**Written problem**
Return all lines with the word "TypeScript" in them.

[Extracted data entries]
******

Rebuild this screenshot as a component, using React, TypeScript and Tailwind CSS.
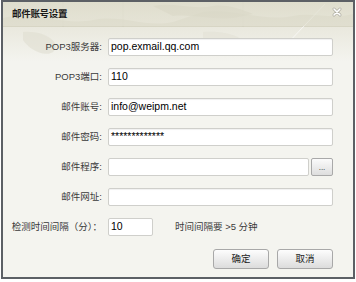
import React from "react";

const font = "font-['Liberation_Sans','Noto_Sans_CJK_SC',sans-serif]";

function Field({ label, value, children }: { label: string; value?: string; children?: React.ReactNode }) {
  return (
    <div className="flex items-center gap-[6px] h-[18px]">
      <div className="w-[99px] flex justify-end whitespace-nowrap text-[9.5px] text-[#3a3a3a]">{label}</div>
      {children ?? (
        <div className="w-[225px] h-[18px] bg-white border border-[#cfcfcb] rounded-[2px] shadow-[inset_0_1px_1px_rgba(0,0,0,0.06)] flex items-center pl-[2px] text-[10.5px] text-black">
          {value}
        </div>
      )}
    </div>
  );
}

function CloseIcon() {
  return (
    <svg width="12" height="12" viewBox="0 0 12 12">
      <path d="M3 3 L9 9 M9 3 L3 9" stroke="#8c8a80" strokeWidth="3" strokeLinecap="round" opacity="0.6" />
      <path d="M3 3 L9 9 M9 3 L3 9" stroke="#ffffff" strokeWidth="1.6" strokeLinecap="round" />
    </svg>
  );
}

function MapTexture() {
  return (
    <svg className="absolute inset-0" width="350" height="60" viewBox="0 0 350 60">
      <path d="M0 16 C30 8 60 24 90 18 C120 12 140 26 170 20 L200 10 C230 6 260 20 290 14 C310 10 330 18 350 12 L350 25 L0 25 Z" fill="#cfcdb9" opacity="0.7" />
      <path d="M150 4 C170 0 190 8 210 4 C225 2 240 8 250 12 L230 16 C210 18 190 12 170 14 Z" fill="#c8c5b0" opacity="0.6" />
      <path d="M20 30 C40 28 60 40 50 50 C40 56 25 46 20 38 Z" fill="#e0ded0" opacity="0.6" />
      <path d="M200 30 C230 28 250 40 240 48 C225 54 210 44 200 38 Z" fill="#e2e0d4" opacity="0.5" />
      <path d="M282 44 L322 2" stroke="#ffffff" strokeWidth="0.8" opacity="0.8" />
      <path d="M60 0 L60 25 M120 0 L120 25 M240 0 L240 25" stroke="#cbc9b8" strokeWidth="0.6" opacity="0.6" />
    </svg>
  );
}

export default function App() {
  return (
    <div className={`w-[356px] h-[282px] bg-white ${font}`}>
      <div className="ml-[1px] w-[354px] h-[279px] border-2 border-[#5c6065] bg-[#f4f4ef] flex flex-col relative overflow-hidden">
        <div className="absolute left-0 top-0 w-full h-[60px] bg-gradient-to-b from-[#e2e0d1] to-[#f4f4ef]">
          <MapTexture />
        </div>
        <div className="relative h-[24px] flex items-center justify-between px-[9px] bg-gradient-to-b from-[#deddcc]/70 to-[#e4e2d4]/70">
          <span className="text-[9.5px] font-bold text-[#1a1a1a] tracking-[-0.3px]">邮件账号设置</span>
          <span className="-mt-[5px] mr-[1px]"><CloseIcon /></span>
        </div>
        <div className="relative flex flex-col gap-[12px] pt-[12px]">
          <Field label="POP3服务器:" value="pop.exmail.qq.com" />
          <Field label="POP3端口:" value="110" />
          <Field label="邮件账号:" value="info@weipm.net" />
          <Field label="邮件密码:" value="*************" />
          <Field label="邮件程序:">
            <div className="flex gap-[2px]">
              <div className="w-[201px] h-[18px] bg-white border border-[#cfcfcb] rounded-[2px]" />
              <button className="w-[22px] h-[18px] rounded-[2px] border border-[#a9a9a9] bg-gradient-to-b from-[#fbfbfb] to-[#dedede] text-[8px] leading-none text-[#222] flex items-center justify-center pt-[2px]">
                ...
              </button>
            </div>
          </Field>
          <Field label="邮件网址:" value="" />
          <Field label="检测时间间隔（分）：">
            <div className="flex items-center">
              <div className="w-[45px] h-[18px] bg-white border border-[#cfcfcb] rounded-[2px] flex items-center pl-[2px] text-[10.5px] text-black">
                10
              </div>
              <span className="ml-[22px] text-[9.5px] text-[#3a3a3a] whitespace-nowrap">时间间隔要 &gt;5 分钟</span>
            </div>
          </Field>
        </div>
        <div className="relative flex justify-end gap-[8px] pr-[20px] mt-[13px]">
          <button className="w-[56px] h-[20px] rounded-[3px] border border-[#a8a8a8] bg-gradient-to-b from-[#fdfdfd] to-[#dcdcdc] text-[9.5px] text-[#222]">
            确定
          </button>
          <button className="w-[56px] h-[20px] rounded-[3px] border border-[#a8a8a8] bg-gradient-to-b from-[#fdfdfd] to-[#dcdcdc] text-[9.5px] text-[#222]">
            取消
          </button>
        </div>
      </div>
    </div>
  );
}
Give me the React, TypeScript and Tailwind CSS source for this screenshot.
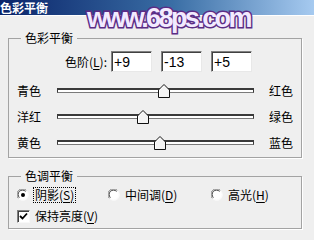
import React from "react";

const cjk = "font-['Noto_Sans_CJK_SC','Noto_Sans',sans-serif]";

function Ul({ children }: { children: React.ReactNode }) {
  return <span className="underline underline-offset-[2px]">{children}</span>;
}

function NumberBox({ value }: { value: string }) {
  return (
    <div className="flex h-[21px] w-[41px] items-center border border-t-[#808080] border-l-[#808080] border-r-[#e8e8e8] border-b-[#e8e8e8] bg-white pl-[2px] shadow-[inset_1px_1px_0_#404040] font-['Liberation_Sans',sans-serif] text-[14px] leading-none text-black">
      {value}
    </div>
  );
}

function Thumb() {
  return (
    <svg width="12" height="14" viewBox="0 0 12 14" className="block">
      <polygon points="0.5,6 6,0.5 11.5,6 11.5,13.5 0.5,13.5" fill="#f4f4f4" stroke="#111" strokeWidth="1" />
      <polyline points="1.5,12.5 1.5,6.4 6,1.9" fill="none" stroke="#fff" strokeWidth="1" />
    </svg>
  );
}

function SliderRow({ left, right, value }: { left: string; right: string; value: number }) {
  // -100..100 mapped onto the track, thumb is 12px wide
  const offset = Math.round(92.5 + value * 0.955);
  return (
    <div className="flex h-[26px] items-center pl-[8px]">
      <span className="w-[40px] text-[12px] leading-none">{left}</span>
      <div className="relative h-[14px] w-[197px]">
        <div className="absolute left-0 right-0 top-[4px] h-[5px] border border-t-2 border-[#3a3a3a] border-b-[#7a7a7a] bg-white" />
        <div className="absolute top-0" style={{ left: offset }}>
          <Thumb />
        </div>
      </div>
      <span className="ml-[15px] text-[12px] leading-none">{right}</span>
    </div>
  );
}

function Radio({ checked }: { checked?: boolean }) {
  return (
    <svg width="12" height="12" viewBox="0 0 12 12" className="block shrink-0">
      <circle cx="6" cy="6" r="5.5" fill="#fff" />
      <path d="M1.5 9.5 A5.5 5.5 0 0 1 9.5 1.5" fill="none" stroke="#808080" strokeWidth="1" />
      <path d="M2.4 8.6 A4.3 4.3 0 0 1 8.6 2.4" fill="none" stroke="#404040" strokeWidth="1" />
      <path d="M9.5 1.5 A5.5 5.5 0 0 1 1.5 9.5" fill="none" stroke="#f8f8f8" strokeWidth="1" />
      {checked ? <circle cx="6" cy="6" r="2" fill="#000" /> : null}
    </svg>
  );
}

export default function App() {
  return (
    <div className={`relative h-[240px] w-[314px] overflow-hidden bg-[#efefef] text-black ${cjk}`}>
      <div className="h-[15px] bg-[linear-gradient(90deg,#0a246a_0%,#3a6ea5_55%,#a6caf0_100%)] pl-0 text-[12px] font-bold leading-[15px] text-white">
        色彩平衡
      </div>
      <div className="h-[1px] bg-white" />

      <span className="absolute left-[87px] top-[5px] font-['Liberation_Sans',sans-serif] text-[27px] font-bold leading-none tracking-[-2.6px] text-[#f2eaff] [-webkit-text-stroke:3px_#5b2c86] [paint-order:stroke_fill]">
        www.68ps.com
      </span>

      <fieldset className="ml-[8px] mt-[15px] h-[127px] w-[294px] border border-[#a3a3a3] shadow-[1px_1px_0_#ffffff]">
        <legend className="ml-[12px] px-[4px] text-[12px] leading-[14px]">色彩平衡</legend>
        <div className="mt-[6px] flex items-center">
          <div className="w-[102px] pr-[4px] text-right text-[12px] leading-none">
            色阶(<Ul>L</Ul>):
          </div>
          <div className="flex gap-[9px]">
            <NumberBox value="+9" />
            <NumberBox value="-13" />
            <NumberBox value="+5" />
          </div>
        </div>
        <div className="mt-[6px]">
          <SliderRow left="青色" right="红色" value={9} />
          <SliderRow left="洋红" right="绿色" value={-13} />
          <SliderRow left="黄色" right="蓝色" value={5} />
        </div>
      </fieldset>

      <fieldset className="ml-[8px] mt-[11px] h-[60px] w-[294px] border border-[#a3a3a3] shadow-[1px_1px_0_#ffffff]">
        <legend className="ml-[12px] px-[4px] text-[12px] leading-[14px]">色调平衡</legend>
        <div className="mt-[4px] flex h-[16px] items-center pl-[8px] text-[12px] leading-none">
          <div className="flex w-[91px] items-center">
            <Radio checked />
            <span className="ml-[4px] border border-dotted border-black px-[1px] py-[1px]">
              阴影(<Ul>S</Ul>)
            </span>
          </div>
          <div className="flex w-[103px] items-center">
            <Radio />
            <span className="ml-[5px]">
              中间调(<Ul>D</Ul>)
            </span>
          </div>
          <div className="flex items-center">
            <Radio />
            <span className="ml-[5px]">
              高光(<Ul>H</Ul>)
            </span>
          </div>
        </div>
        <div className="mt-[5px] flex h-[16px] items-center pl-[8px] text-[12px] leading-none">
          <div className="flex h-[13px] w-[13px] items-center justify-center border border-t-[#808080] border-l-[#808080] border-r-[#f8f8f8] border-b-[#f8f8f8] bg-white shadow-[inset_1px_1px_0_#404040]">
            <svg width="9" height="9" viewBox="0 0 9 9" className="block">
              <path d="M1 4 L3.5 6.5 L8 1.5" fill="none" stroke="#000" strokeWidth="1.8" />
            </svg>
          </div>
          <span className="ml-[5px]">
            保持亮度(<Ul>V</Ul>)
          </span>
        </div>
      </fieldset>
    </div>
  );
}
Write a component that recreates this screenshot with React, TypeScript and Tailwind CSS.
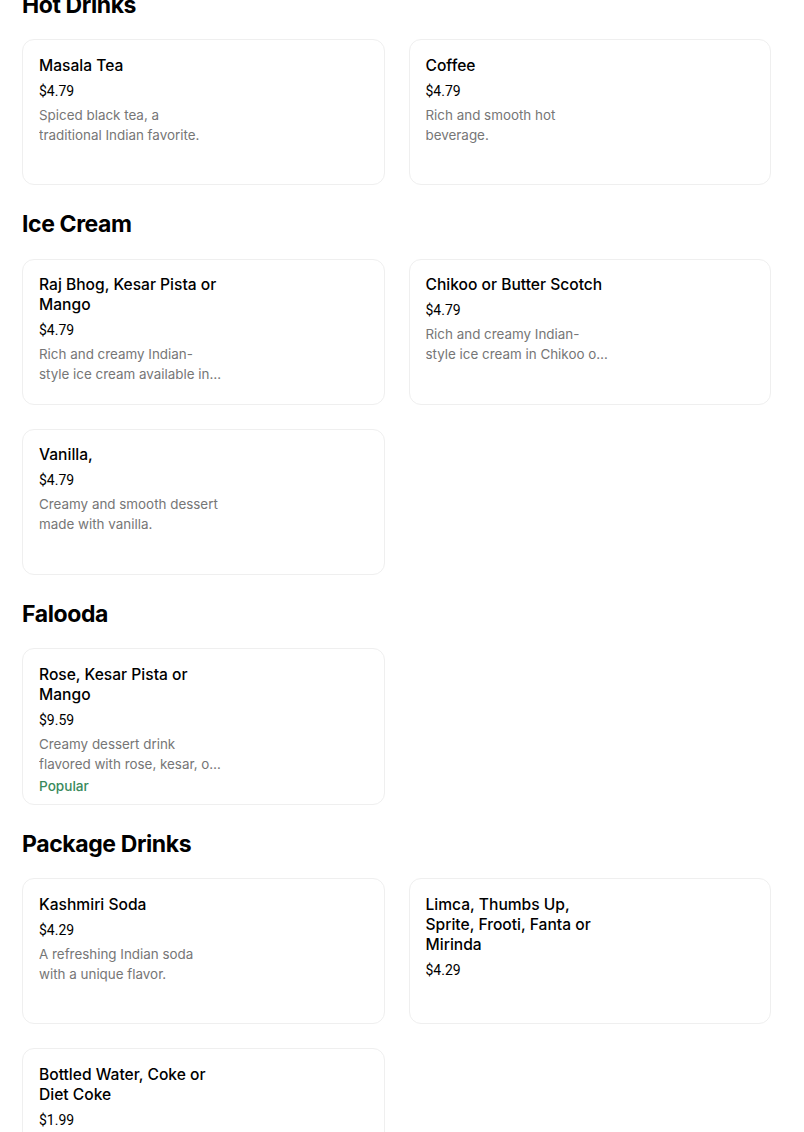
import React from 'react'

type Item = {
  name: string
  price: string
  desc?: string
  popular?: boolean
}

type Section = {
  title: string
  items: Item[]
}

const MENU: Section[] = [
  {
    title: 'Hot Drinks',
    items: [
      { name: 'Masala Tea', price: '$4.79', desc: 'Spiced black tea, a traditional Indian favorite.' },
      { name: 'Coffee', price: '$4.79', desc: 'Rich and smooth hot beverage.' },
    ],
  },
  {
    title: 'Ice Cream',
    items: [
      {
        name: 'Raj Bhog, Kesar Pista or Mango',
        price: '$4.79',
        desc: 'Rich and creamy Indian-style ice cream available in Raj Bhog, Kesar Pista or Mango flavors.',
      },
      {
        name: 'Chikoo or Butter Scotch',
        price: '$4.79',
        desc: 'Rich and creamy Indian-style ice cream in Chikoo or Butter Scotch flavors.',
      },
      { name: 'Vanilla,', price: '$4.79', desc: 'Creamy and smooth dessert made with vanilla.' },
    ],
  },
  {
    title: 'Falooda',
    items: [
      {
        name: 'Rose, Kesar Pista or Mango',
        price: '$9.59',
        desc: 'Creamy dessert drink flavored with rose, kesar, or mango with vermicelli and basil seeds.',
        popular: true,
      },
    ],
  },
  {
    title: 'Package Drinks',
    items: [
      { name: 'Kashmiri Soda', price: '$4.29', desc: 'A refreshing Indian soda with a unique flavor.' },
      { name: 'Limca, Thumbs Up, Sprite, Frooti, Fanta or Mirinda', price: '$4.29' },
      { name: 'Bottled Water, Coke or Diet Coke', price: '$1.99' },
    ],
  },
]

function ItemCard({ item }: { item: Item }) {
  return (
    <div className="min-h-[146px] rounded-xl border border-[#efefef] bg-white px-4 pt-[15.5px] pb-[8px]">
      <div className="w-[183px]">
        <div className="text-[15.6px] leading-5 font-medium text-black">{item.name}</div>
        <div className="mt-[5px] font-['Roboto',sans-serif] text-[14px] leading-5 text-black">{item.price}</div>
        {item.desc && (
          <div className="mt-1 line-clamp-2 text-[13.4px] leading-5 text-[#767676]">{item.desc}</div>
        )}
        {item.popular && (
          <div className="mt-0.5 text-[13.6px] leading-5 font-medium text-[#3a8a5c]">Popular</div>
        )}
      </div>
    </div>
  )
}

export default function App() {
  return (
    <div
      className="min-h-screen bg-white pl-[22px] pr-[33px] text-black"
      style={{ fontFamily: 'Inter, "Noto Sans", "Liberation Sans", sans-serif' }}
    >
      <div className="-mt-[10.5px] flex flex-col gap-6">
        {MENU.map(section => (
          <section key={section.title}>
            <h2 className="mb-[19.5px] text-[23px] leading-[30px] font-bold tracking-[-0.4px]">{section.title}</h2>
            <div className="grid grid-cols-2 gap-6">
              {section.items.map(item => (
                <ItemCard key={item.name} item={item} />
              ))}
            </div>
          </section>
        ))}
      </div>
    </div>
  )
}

******

**Answer below**
Rebuild this screenshot as a component, using React, TypeScript and Tailwind CSS.
Give me the React, TypeScript and Tailwind CSS source for this screenshot.
Write a component that recreates this screenshot with React, TypeScript and Tailwind CSS.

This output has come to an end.